Due to the definitional fuzziness of language learning strategies, critics have argued the whole field should be replaced with the psychological concept of self-regulation. However, language learning strategy researchers have argued that replacing the field would be a matter of 'throwing the baby out with the bathwater' in that it throws away 30 years of research because of definitional issues. It has also been argued that self-regulation and language learning strategies are measuring different parts of the learning process, and thus can be used in tandem to observe a more accurate picture of how learners learn a second language.

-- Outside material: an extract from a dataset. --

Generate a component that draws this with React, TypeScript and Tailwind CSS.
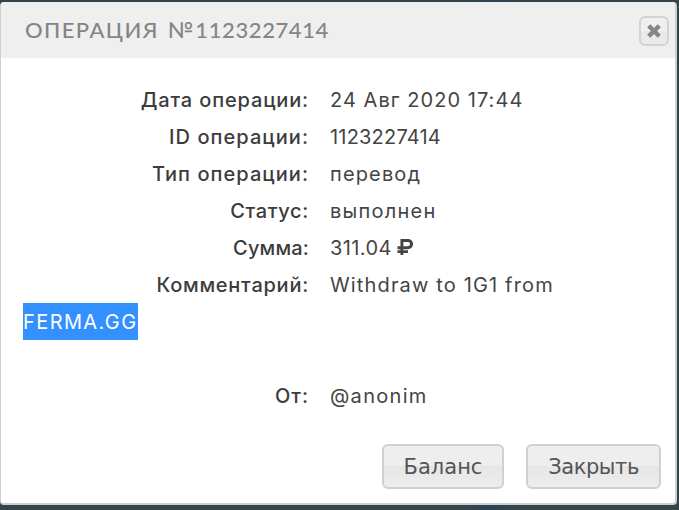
import clsx from "clsx";

type Row = {
  label: string;
  labelClass: string;
  value: string;
  valueClass: string;
  rouble?: boolean;
};

const rows: Row[] = [
  { label: "Дата операции:", labelClass: "tracking-[0.85px]", value: "24 Авг 2020 17:44", valueClass: "tracking-[1.05px]" },
  { label: "ID операции:", labelClass: "tracking-[1.05px]", value: "1123227414", valueClass: "tracking-[0.2px]" },
  { label: "Тип операции:", labelClass: "tracking-[1.05px]", value: "перевод", valueClass: "tracking-[1.15px]" },
  { label: "Статус:", labelClass: "tracking-[0.65px]", value: "выполнен", valueClass: "tracking-[1.25px]" },
  { label: "Сумма:", labelClass: "tracking-[0.15px]", value: "311.04", valueClass: "tracking-[0.4px]", rouble: true },
  { label: "Комментарий:", labelClass: "tracking-[0.75px]", value: "Withdraw to 1G1 from", valueClass: "tracking-[1.15px]" },
];

function Rouble() {
  return (
    <svg width="16" height="16" viewBox="0 0 16 16" fill="none" stroke="#444" strokeWidth="2.9" className="mb-[2px] ml-[5px]">
      <path d="M4.9 16V1.5H11a3.6 3.6 0 0 1 0 7.2H0.5M0.5 12.6H11" />
    </svg>
  );
}

function DetailRow({ label, labelClass, value, valueClass, rouble }: Row) {
  return (
    <div className="flex h-[37px] items-center whitespace-nowrap">
      <div className="flex w-[286px] justify-end font-medium text-[#3c3c3c]">
        <span className={labelClass}>{label}</span>
      </div>
      <div className="ml-[21px] flex items-center">
        <span className={valueClass}>{value}</span>
        {rouble && <Rouble />}
      </div>
    </div>
  );
}

function Button({ children, className }: { children: string; className: string }) {
  return (
    <button
      className={clsx(
        "flex h-[45px] items-center justify-center rounded-[6px] border-2 border-[#d0d0d0] bg-linear-to-b from-[#eeeeee] from-50% via-[#e6e6e6] via-50% to-[#ededed] pt-[3px] font-['DejaVu_Sans',sans-serif] text-[21px] text-[#555]",
        className,
      )}
    >
      {children}
    </button>
  );
}

export default function App() {
  return (
    <div className="h-[510px] w-[679px] overflow-hidden bg-linear-to-r from-[#35444b] from-69% via-[#294457] via-72% to-[#35444b] to-76% pt-[2px]">
      <div className="flex h-[503px] w-[677px] flex-col overflow-hidden rounded-[4px] border-r-2 border-b-2 border-l border-[#ccd0d0] bg-white">
        <div className="flex h-14 shrink-0 items-center justify-between bg-[#efefef] pr-[6px] pl-6">
          <h1 className="mb-[2px] flex font-['Lato',sans-serif] text-[22px] font-medium whitespace-nowrap text-[#858585]">
            <span className="tracking-[1.4px]">ОПЕРАЦИЯ</span>
            <span className="ml-[9px] tracking-[2px]">№</span>
            <span className="tracking-[0.6px]">1123227414</span>
          </h1>
          <button className="mt-px flex h-[30px] w-[30px] items-center justify-center rounded-[6px] border-2 border-[#d3d3d3] bg-linear-to-b from-[#efefef] from-50% to-[#eaeaea] to-50%">
            <svg width="14" height="14" viewBox="0 0 14 14" stroke="#858585" strokeWidth="4.4">
              <path d="M1.7 1.7l10.6 10.6M12.3 1.7l-10.6 10.6" />
            </svg>
          </button>
        </div>

        <div className="pt-[23px] pl-[22px] font-['Inter',sans-serif] text-[20px] text-[#444]">
          {rows.map((row) => (
            <DetailRow key={row.label} {...row} />
          ))}
          <div className="flex h-[37px] w-[115px] items-center bg-[#3390ff] tracking-[1.4px] whitespace-nowrap text-white">
            FERMA.GG
          </div>
          <div className="h-[37px]" />
          <DetailRow label="От:" labelClass="tracking-[1px]" value="@anonim" valueClass="tracking-[1.3px]" />
        </div>

        <div className="mt-auto mr-[14px] mb-[14px] flex justify-end gap-[22px]">
          <Button className="w-[122px]">Баланс</Button>
          <Button className="w-[135px] tracking-[-0.4px]">Закрыть</Button>
        </div>
      </div>
    </div>
  );
}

Interest in the potential of strategies to promote learning remains strong, however, as evidenced from recent books on the topic, and a number of special issues of academic journals on the topic. A particularly important question for educators is whether learners can benefit from strategy instruction, both in terms of improved linguistic outcomes and improved self-efficacy for learning. For example, in a study within the context of England, Graham and Macaro (2008) found improved listening skills and improved self-efficacy for listening among learners of French who had received instruction in listening strategies. Another important question is also the extent to which teachers have knowledge and understanding of how to incorporate language learning strategies into their teaching, with research indicating that this is an area for development .

==Related concepts==
Language learning strategies have naturally strong links to the fields of self-regulation, self-directed learning, and learner autonomy as they share core notions of independent learning, learner-centredness, and the necessity for learners to exercise responsibility for their own learning. These learning strategies also assist learners in areas outside of language learning, such as video gaming, strategy categorizing, and critical thinking.